Jeff Farrell said...

It's all good Tony....my good friend Sam V told me 10+ yrs ago....."we're lucky to be at the start line of these things". There will be more start lines!!

Lalo said...

Tony,
There was no need to apologize then or now. You are one of our leaders and heroes and we are privileged to call you our friend. The spotlight always shines on you because of who you are and not because of what you do. More importantly, you shine the spotlight on others because of the way to treat them: special.

After talking to you when you came in at the halfway point, there was no way I was letting you go back out there. A leg or stomach issue is one thing, but a chest or breathing issue is totally different. These issues should never be taken lightly. The only thing I could think about was what would Veronica tell me if I would let you continue and something happened to you. I knew I needed to help you make the smart decision and call it quits. There is no shame in giving your best shot and making a wise decision based on health. There will be more runs and races in the future. Sometimes we just need to live to fight another day.

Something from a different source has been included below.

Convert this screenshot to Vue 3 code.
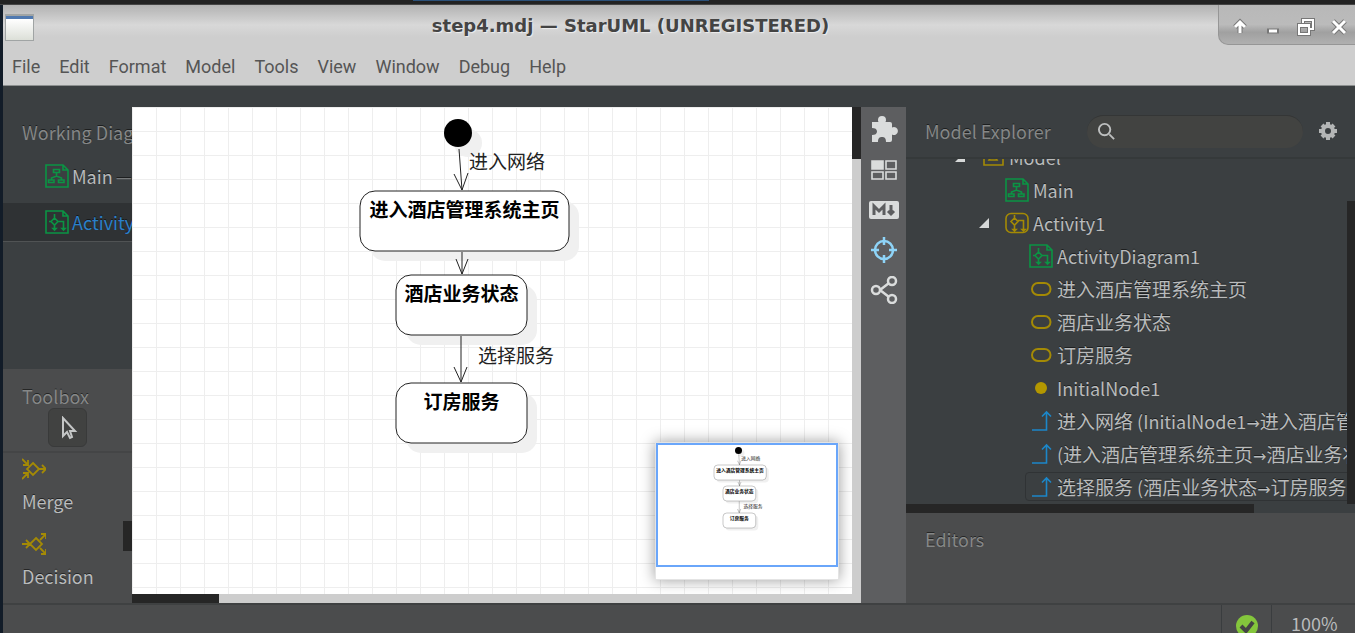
<script setup>
import { ref } from "vue";

const MENUS = [
  "File",
  "Edit",
  "Format",
  "Model",
  "Tools",
  "View",
  "Window",
  "Debug",
  "Help",
];

const WORKING_DIAGRAMS = [
  { name: "Main", suffix: "—", icon: "class-diagram" },
  { name: "ActivityDiagram1", icon: "activity-diagram" },
];

const TOOLS = [
  { name: "Merge", icon: "merge" },
  { name: "Decision", icon: "decision" },
];

const TREE = [
  { name: "Model", level: 0, icon: "model", open: true },
  { name: "Main", level: 1, icon: "class-diagram" },
  { name: "Activity1", level: 1, icon: "activity", open: true },
  { name: "ActivityDiagram1", level: 2, icon: "activity-diagram" },
  { name: "进入酒店管理系统主页", level: 2, icon: "action" },
  { name: "酒店业务状态", level: 2, icon: "action" },
  { name: "订房服务", level: 2, icon: "action" },
  { name: "InitialNode1", level: 2, icon: "initial" },
  {
    name: "进入网络 (InitialNode1→进入酒店管理系统主页)",
    level: 2,
    icon: "flow",
  },
  { name: "(进入酒店管理系统主页→酒店业务状态)", level: 2, icon: "flow" },
  { name: "选择服务 (酒店业务状态→订房服务)", level: 2, icon: "flow" },
];

const ACTIONS = [
  { name: "进入酒店管理系统主页", x: 228, y: 84, width: 209 },
  { name: "酒店业务状态", x: 264, y: 168, width: 131 },
  { name: "订房服务", x: 264, y: 276, width: 131 },
];

const FLOWS = [
  { line: "M327 42L330 83", head: "M322 67L330 83L336 66" },
  { line: "M330 145V167", head: "M324 152L330 167L336 152" },
  { line: "M329 229V275", head: "M322 260L329 275L335 260" },
];

const currentDiagram = ref("ActivityDiagram1");
const selected = ref(TREE.length - 1);
const search = ref("");

// Chinese runs and arrows have their own size next to the latin text
function splitRuns(name) {
  return name.match(/→|[\u4e00-\u9fff]+|[^→\u4e00-\u9fff]+/g).map((text) => {
    if (text === "→") return { text, type: "arrow" };
    return { text, type: /[\u4e00-\u9fff]/.test(text) ? "han" : "latin" };
  });
}
</script>

<template>
  <div class="desktop">
    <!-- Icons shared by the lists -->
    <svg class="sprite" aria-hidden="true">
      <symbol id="class-diagram" viewBox="0 0 24 24">
        <path d="M1 1H18L23 6V23H1Z M18 1V6H23" stroke-width="1.6" />
        <path
          d="M8.500 5.500h6v3h-6Z M11.500 8.500v3.500 M6.500 16V14L11.500 12L16.500 14V16 M3.500 16h5.500v2.500h-5.500Z M13.500 16h5.500v2.500h-5.500Z"
          stroke-width="1.6"
        />
      </symbol>
      <symbol id="activity-diagram" viewBox="0 0 24 24">
        <path d="M1 1H18L23 6V23H1Z M18 1V6H23" stroke-width="1.6" />
        <path
          d="M9.500 4V8L13 11.500L9.500 15L6 11.500L9.500 8 M6 11.500H4 M9.500 15V20 M13 11.500H18.500V20 M8 18.500L9.500 20L11 18.500Z M17 18.500L18.500 20L20 18.500Z"
          stroke-width="1.6"
        />
      </symbol>
      <symbol id="activity" viewBox="0 0 24 24">
        <rect
          x="1"
          y="2.500"
          width="22"
          height="19"
          rx="5"
          stroke-width="1.6"
        />
        <path
          d="M9.500 4V7L13 10.500L9.500 14L6 10.500L9.500 7 M9.500 14V20 M13 9.500H18.500V20 M8 18.500L9.500 20L11 18.500Z M17 18.500L18.500 20L20 18.500Z"
          stroke-width="1.6"
        />
      </symbol>
      <symbol id="model" viewBox="0 0 24 24">
        <path
          d="M3 6H22V20H3Z M3 6V3H11V6 M12 8L8 15H16Z"
          stroke-width="1.6"
        />
      </symbol>
      <symbol id="action" viewBox="0 0 24 24">
        <rect x="3" y="6" width="18.500" height="12" rx="6" />
      </symbol>
      <symbol id="initial" viewBox="0 0 24 24">
        <circle cx="12" cy="12" r="6" fill="currentColor" stroke="none" />
      </symbol>
      <symbol id="flow" viewBox="0 0 24 24">
        <path
          d="M3 21H17.500V3 M13 7.500L17.500 3L22 7.500"
          stroke-width="1.6"
        />
      </symbol>
      <symbol id="merge" viewBox="0 0 24 24">
        <path
          d="M11 6L17 12L11 18L5 12Z M17 12H24 M20 8L24 12L20 16 M0 2L6 8 M6 3V8H1 M0 22L6 16 M6 21V16H1"
          stroke-width="1.8"
        />
      </symbol>
      <symbol id="decision" viewBox="0 0 24 24">
        <path
          d="M14 6L20 12L14 18L8 12Z M0 12H8 M4 8L8 12L4 16 M18 8L24 2 M19 2H24V7 M18 16L24 22 M19 22H24V17"
          stroke-width="1.8"
        />
      </symbol>
    </svg>

    <div class="taskbar"><span class="taskbar-active" /></div>

    <div class="window">
      <header class="titlebar">
        <span class="app-icon" />
        <h1 class="title">step4.mdj — StarUML (UNREGISTERED)</h1>
        <div class="window-controls">
          <button aria-label="Shade">
            <svg viewBox="0 0 20 20">
              <path class="outline" d="M10 16V6M5 10L10 5L15 10" />
              <path d="M10 16V6M5 10L10 5L15 10" />
            </svg>
          </button>
          <button aria-label="Minimize">
            <svg viewBox="0 0 20 20">
              <path class="outline" d="M4 14H16" />
              <path d="M6 14H14" />
            </svg>
          </button>
          <button aria-label="Restore">
            <svg class="thin" viewBox="0 0 20 20">
              <path
                class="outline"
                d="M7 6V3H17V12H14M3 8H13V17H3ZM3 9H13"
              />
              <path d="M7 6V3H17V12H14M3 8H13V17H3ZM3 9H13" />
            </svg>
          </button>
          <button aria-label="Close">
            <svg viewBox="0 0 20 20">
              <path class="outline" d="M4 4L16 16M16 4L4 16" />
              <path d="M4 4L16 16M16 4L4 16" />
            </svg>
          </button>
        </div>
      </header>

      <nav class="menubar">
        <button v-for="menu in MENUS" :key="menu">{{ menu }}</button>
      </nav>

      <main class="workspace">
        <aside class="sidebar">
          <section class="working">
            <h2 class="panel-title">Working Diagrams</h2>
            <ul class="diagrams">
              <li v-for="diagram in WORKING_DIAGRAMS" :key="diagram.name">
                <button
                  :class="[
                    'diagram',
                    { 'diagram-current': diagram.name === currentDiagram },
                  ]"
                  @click="currentDiagram = diagram.name"
                >
                  <svg class="icon icon-green">
                    <use :href="`#${diagram.icon}`" />
                  </svg>
                  <span>{{ diagram.name }}</span>
                  <span v-if="diagram.suffix" class="suffix">{{
                    diagram.suffix
                  }}</span>
                </button>
              </li>
            </ul>
          </section>

          <section class="toolbox">
            <div class="toolbox-header">
              <h2 class="panel-title">Toolbox</h2>
              <button class="pointer" aria-label="Select">
                <svg viewBox="0 0 24 24">
                  <path d="M7 2V20L11 16L14 22L16 21L14 15H19Z" />
                </svg>
              </button>
            </div>
            <div class="toolbox-body">
              <button v-for="tool in TOOLS" :key="tool.name" class="tool">
                <svg class="icon icon-yellow">
                  <use :href="`#${tool.icon}`" />
                </svg>
                {{ tool.name }}
              </button>
              <span class="toolbox-thumb" />
            </div>
          </section>
        </aside>

        <section class="editor">
          <div class="canvas">
            <svg class="diagram-area">
              <g id="diagram">
                <g class="shadow">
                  <circle cx="336" cy="36" r="14" />
                  <rect
                    v-for="action in ACTIONS"
                    :key="action.name"
                    :x="action.x + 10"
                    :y="action.y + 10"
                    :width="action.width"
                    height="60"
                    rx="15"
                  />
                </g>
                <circle cx="326" cy="26" r="14" />
                <g v-for="action in ACTIONS" :key="action.name">
                  <rect
                    class="action"
                    :x="action.x"
                    :y="action.y"
                    :width="action.width"
                    height="60"
                    rx="15"
                  />
                  <text
                    class="action-name"
                    :x="action.x + action.width / 2"
                    :y="action.y + 26"
                  >
                    {{ action.name }}
                  </text>
                </g>
                <path
                  v-for="flow in FLOWS"
                  :key="flow.line"
                  class="flow"
                  :d="flow.line + flow.head"
                />
                <text class="flow-name" x="337" y="62">进入网络</text>
                <text class="flow-name" x="346" y="256">选择服务</text>
              </g>
            </svg>
            <div class="minimap">
              <svg viewBox="0 0 720 488"><use href="#diagram" /></svg>
            </div>
          </div>
          <div class="scroll-y"><span /></div>
          <div class="scroll-x"><span /></div>
        </section>

        <div class="toolbar">
          <button aria-label="Extensions">
            <svg viewBox="0 0 28 28">
              <path
                fill="currentColor"
                d="M2 6H8.500C8 5 8 4.500 8 4A4 4 0 0 1 16 4C16 4.500 16 5 15.500 6H20Q22 6 22 8V11.500A4 4 0 1 1 22 18.500V24Q22 26 20 26H16C16 22 14.500 21 12 21C9.500 21 8 22 8 26H2V19C5 19 7 18 7 15.500C7 13 5 12 2 12Z"
              />
            </svg>
          </button>
          <button aria-label="Views">
            <svg viewBox="0 0 28 28">
              <rect x="2" y="5" width="11" height="8" fill="currentColor" />
              <path
                class="stroked"
                d="M2 5H13V13H2Z M16 5H26V13H16Z M2 16H13V23H2Z M16 16H26V23H16Z"
              />
            </svg>
          </button>
          <button aria-label="Markdown">
            <svg viewBox="0 0 30 28">
              <rect
                x="0"
                y="5"
                width="30"
                height="18"
                rx="2"
                fill="currentColor"
              />
              <path class="mark" d="M5 19V10L10 15L15 10V19" />
              <path class="mark" d="M22 9V16M19 15L22 18L25 15" />
            </svg>
          </button>
          <button class="active" aria-label="Navigator">
            <svg viewBox="0 0 28 28">
              <g class="stroked thick">
                <circle cx="14" cy="14" r="9" />
                <path d="M14 1V9M14 19V27M1 14H9M19 14H27" />
              </g>
            </svg>
          </button>
          <button aria-label="Share">
            <svg viewBox="0 0 28 28">
              <g class="stroked thick">
                <circle cx="6" cy="14" r="4" />
                <circle cx="22" cy="5" r="4" />
                <circle cx="22" cy="23" r="4" />
                <path d="M10 14L19 7M10 14L19 21" />
              </g>
            </svg>
          </button>
        </div>

        <aside class="explorer">
          <header class="explorer-header">
            <h2 class="panel-title">Model Explorer</h2>
            <label class="search">
              <svg viewBox="0 0 20 20">
                <circle cx="8" cy="8" r="6" />
                <path d="M13 13L18 18" />
              </svg>
              <input v-model="search" type="text" aria-label="Search" />
            </label>
            <button class="settings" aria-label="Settings">
              <svg viewBox="0 0 20 20">
                <circle cx="10" cy="10" r="5" />
                <path
                  d="M10 1V4M10 16V19M1 10H4M16 10H19M4 4L6 6M14 14L16 16M16 4L14 6M6 14L4 16"
                />
              </svg>
            </button>
          </header>

          <div class="tree">
            <ul class="nodes">
              <li
                v-for="(node, index) in TREE"
                :key="index"
                :class="['node', `level-${node.level}`]"
              >
                <span class="toggle">
                  <svg v-if="node.open" viewBox="0 0 10 10">
                    <path d="M10 0V10H0Z" />
                  </svg>
                </span>
                <button
                  :class="['node-name', { selected: index === selected }]"
                  @click="selected = index"
                >
                  <svg :class="['icon', `icon-${node.icon}`]">
                    <use :href="`#${node.icon}`" />
                  </svg>
                  <span class="label"
                    ><span
                      v-for="(run, i) in splitRuns(node.name)"
                      :key="i"
                      :class="run.type"
                      >{{ run.text }}</span
                    ></span
                  >
                </button>
              </li>
            </ul>
            <span class="tree-thumb" />
          </div>
          <div class="tree-scroll"><span /></div>

          <section class="editors">
            <h2 class="panel-title">Editors</h2>
          </section>
        </aside>
      </main>

      <footer class="statusbar">
        <div class="status">
          <svg viewBox="0 0 22 22">
            <circle cx="11" cy="11" r="11" fill="#84c63c" />
            <path d="M5 11L10 16L17 7" />
          </svg>
        </div>
        <div class="zoom">100%</div>
      </footer>
    </div>
  </div>
</template>

<style>
body {
  margin: 0;
  background: #121c28;
}
</style>

<style scoped>
* {
  box-sizing: border-box;
}

.desktop {
  display: flex;
  flex-direction: column;
  height: 100vh;
  overflow: hidden;
  background: #121c28;
  color: #b9bbbc;
  font-family: "Noto Sans CJK SC", sans-serif;
  font-size: 18px;
  line-height: 24px;
}

button {
  background: none;
  border: none;
  padding: 0;
  margin: 0;
  font: inherit;
  color: inherit;
  text-align: left;
  text-shadow: inherit;
}

ul {
  list-style: none;
  margin: 0;
  padding: 0;
}

svg {
  display: block;
  flex: none;
}

.sprite {
  position: absolute;
  width: 0;
  height: 0;
}

.taskbar {
  display: flex;
  height: 5px;
  flex: none;
  padding-left: 413px;
  background: #222;
  border-bottom: 1px solid #444;
}

.taskbar-active {
  width: 296px;
  height: 1px;
  background: #2b5078;
}

.window {
  display: flex;
  flex: 1;
  flex-direction: column;
  min-height: 0;
  margin-left: 3px;
}

/* TITLE BAR */
.titlebar {
  display: flex;
  flex: none;
  height: 40px;
  padding-left: 2px;
  gap: 9px;
  background: linear-gradient(#b2b2b2, #d8d8d8 50%, #cecece 80%);
}

.app-icon {
  width: 29px;
  height: 27px;
  margin-top: 9px;
  border: 1px solid #a0a4a4;
  border-top-width: 2px;
  background: linear-gradient(#5079b0 3px, #fff 3px, #dcdfd8);
}

.title {
  flex: 1;
  margin: 0 -9px 0 0;
  color: #444;
  font-family: "DejaVu Sans", sans-serif;
  font-size: 18px;
  font-weight: bold;
  line-height: 42px;
  text-align: center;
  text-shadow: 1px 1px 1px #eee;
  white-space: nowrap;
}

.window-controls {
  display: flex;
  align-items: center;
  justify-content: flex-end;
  width: 137px;
  padding: 4px 4px 0 0;
  gap: 9px;
  border: solid #969696;
  border-width: 0 0 1px 1px;
  border-bottom-left-radius: 10px;
  background: linear-gradient(#b8b8b8, #bbb 50%, #a0a0a0 70%, #b0b0b0);
}

.window-controls button {
  padding: 0 2px;
}

.window-controls svg {
  width: 20px;
  height: 20px;
  fill: none;
  stroke: #fff;
  stroke-width: 3;
}

.window-controls .outline {
  stroke: #777;
  stroke-width: 5;
}

.window-controls .thin {
  stroke-width: 2;
}

.window-controls .thin .outline {
  stroke-width: 4;
}

/* MENU BAR */
.menubar {
  display: flex;
  flex: none;
  align-items: center;
  height: 41px;
  padding: 4px 9px 0;
  gap: 19px;
  border-bottom: 1px solid #8c8f8f;
  background: #cecece;
  color: #555;
  font-family: Roboto, sans-serif;
}

/* WORKSPACE */
.workspace {
  display: flex;
  flex: 1;
  min-height: 0;
  background: #3b3f41;
  text-shadow: 0 -1px 0 rgba(0, 0, 0, 0.5);
}

.panel-title {
  margin: 0;
  color: #858787;
  font-size: 18px;
  font-weight: normal;
  line-height: 24px;
  white-space: nowrap;
}

.icon {
  width: 24px;
  height: 24px;
  fill: none;
  stroke: currentColor;
  stroke-width: 2;
}

.icon-green,
.icon-class-diagram,
.icon-activity-diagram {
  color: #0b9444;
}

.icon-yellow,
.icon-model,
.icon-activity,
.icon-action {
  color: #a48a05;
}

.icon-initial {
  color: #b39700;
}

.icon-flow {
  color: #1c87c9;
}

.sidebar {
  display: flex;
  flex-direction: column;
  width: 129px;
  flex: none;
  overflow: hidden;
}

.working {
  flex: 1;
  padding-top: 34px;
}

.working .panel-title,
.toolbox .panel-title {
  padding-left: 19px;
}

.diagrams {
  display: flex;
  flex-direction: column;
  gap: 8px;
  padding-top: 13px;
}

.diagram {
  display: flex;
  align-items: center;
  width: 100%;
  height: 38px;
  padding-left: 42px;
  gap: 3px;
  white-space: nowrap;
}

.diagram-current {
  background: #2f3234;
  box-shadow: 0 1px 0 #505354;
  color: #2a80cb;
}

.suffix {
  color: #777a7b;
}

.toolbox {
  flex: none;
  height: 234px;
  background: #4b4c4d;
}

.toolbox-header {
  height: 84px;
  padding-top: 15px;
  border-bottom: 2px solid #444546;
}

.pointer {
  display: flex;
  align-items: center;
  justify-content: center;
  width: 39px;
  height: 39px;
  margin-left: 45px;
  border: 1px solid #393a3a;
  border-radius: 6px;
  background: #414241;
}

.pointer svg {
  width: 24px;
  height: 24px;
  fill: none;
  stroke: #c4c6c6;
  stroke-width: 2;
}

.toolbox-body {
  position: relative;
  display: flex;
  flex-direction: column;
  height: 150px;
  padding: 4px 0 0 19px;
  gap: 19px;
}

.tool {
  display: flex;
  flex-direction: column;
  gap: 8px;
}

.toolbox-thumb {
  position: absolute;
  right: 0;
  top: 68px;
  width: 9px;
  height: 30px;
  background: #262626;
}

/* EDITOR */
.editor {
  display: grid;
  grid-template: 1fr 9px / 1fr 9px;
  flex: 1;
  min-width: 0;
  margin-top: 21px;
  background: #cdcdcd;
  text-shadow: none;
}

.canvas {
  position: relative;
  overflow: hidden;
  background:
    linear-gradient(#eee 1px, transparent 1px) 0 0 / 24px 24px,
    linear-gradient(90deg, #eee 1px, transparent 1px) 0 0 / 24px 24px,
    #fff;
}

.diagram-area {
  width: 100%;
  height: 100%;
}

.shadow {
  fill: #f0f0f0;
}

.action {
  fill: #fff;
  stroke: #222;
}

.flow {
  fill: none;
  stroke: #222;
}

.action-name {
  font-size: 19px;
  font-weight: bold;
  text-anchor: middle;
}

.flow-name {
  fill: #222;
  font-size: 19px;
}

.minimap {
  position: absolute;
  right: 13px;
  bottom: 14px;
  width: 184px;
  padding: 1px 1px 13px;
  border: 1px solid #e4e4e4;
  background: #fff;
  box-shadow: 0 0 14px rgba(0, 0, 0, 0.4);
}

.minimap svg {
  width: 100%;
  outline: 2px solid #6aa6fa;
  outline-offset: -1px;
}

.scroll-y span,
.scroll-x span {
  display: block;
  background: #262626;
}

.scroll-y span {
  height: 52px;
}

.scroll-x {
  grid-column: 1 / -1;
}

.scroll-x span {
  width: 87px;
  height: 9px;
}

/* TOOLBAR */
.toolbar {
  display: flex;
  flex-direction: column;
  align-items: center;
  width: 45px;
  flex: none;
  margin-top: 21px;
  padding-top: 3px;
  background: #5d5e60;
  color: #dadcdc;
}

.toolbar button {
  display: flex;
  align-items: center;
  justify-content: center;
  width: 45px;
  height: 40px;
}

.toolbar svg {
  width: 30px;
  height: 28px;
}

.toolbar .active {
  color: #8ed4f8;
}

.stroked {
  fill: none;
  stroke: currentColor;
  stroke-width: 1.6;
}

.thick {
  stroke-width: 2.5;
}

.mark {
  fill: none;
  stroke: #5d5e60;
  stroke-width: 3;
}

/* EXPLORER */
.explorer {
  display: flex;
  flex-direction: column;
  flex: 0 1 449px;
  min-width: 0;
}

.explorer-header {
  display: flex;
  flex: none;
  align-items: center;
  height: 73px;
  padding: 19px 17px 0 19px;
  border-bottom: 2px solid #35393a;
}

.search {
  display: flex;
  align-items: center;
  flex: 1;
  min-width: 0;
  height: 33px;
  margin: 0 15px 0 36px;
  padding: 0 10px;
  border-radius: 17px;
  border-top: 1px solid #343636;
  background: #424341;
}

.search svg {
  width: 19px;
  height: 19px;
  fill: none;
  stroke: #bdbfbf;
  stroke-width: 2;
}

.search input {
  flex: 1;
  width: 100%;
  min-width: 0;
  border: none;
  outline: none;
  background: none;
  color: inherit;
  font: inherit;
}

.settings svg {
  width: 20px;
  height: 20px;
  fill: none;
  stroke: #b4b6b6;
  stroke-width: 4;
}

.tree {
  position: relative;
  flex: 1;
  min-height: 0;
  overflow: hidden;
}

.nodes {
  margin-top: -19px;
}

.node {
  display: flex;
  align-items: center;
  height: 33px;
  white-space: nowrap;
}

.level-0 {
  padding-left: 47px;
}

.level-1 {
  padding-left: 71px;
}

.level-2 {
  padding-left: 95px;
}

.toggle {
  width: 24px;
  flex: none;
  padding-left: 2px;
}

.toggle svg {
  width: 10px;
  height: 10px;
  fill: #d6d8d8;
}

.node-name {
  display: flex;
  align-items: center;
  height: 29px;
  padding: 0 3px;
  gap: 4px;
  border: 1px solid transparent;
  border-radius: 4px;
}

.node-name.selected {
  border-color: #303335;
}

.label {
  white-space: pre;
}

.han {
  font-size: 19px;
}

.arrow {
  font-family: "DejaVu Sans", sans-serif;
  font-size: 16px;
  line-height: 16px;
}

.tree-thumb {
  position: absolute;
  right: 0;
  bottom: 0;
  width: 8px;
  height: 303px;
  background: #262626;
}

.tree-scroll {
  flex: none;
}

.tree-scroll span {
  display: block;
  width: 348px;
  height: 9px;
  background: #262626;
}

.editors {
  flex: none;
  height: 90px;
  padding: 14px 19px;
  background: #4b4c4d;
}

/* STATUS BAR */
.statusbar {
  display: flex;
  flex: none;
  justify-content: flex-end;
  height: 30px;
  overflow: hidden;
  border-top: 2px solid #3f4142;
  background: #4b4c4d;
}

.status,
.zoom {
  border-left: 1px solid #3a3d3f;
}

.status {
  width: 50px;
  padding: 10px 14px 0;
}

.status svg {
  width: 22px;
  height: 22px;
}

.status path {
  fill: none;
  stroke: #444;
  stroke-width: 4;
}

.zoom {
  width: 84px;
  padding: 6px 0 0 19px;
}
</style>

You are a wonderful friend and Rockhopper teammate. You show that all the time and you again showed it after you finished by cheering and helping the others. I have really enjoyed getting to know you over the past 6 months and I look forward to our future runs together. See you on the trail soon my friend.

Lalo

Tony Maldonado said...

Thanks Rosie. It is always great to see your smiling face and to be around your positive attitude.
Jeff, Thanks. I also often think how fortunate we are to have the physical ability to do these crazy runs. There are so many people who, by no fault of their own, are not physically capable of even thinking of doing what we do.
Lalo, Thanks for your kind words. It's always a pleasure being around you and Amanda. I had so much about life I wanted to talk to you about Saturday. But as you said, There'll be another day.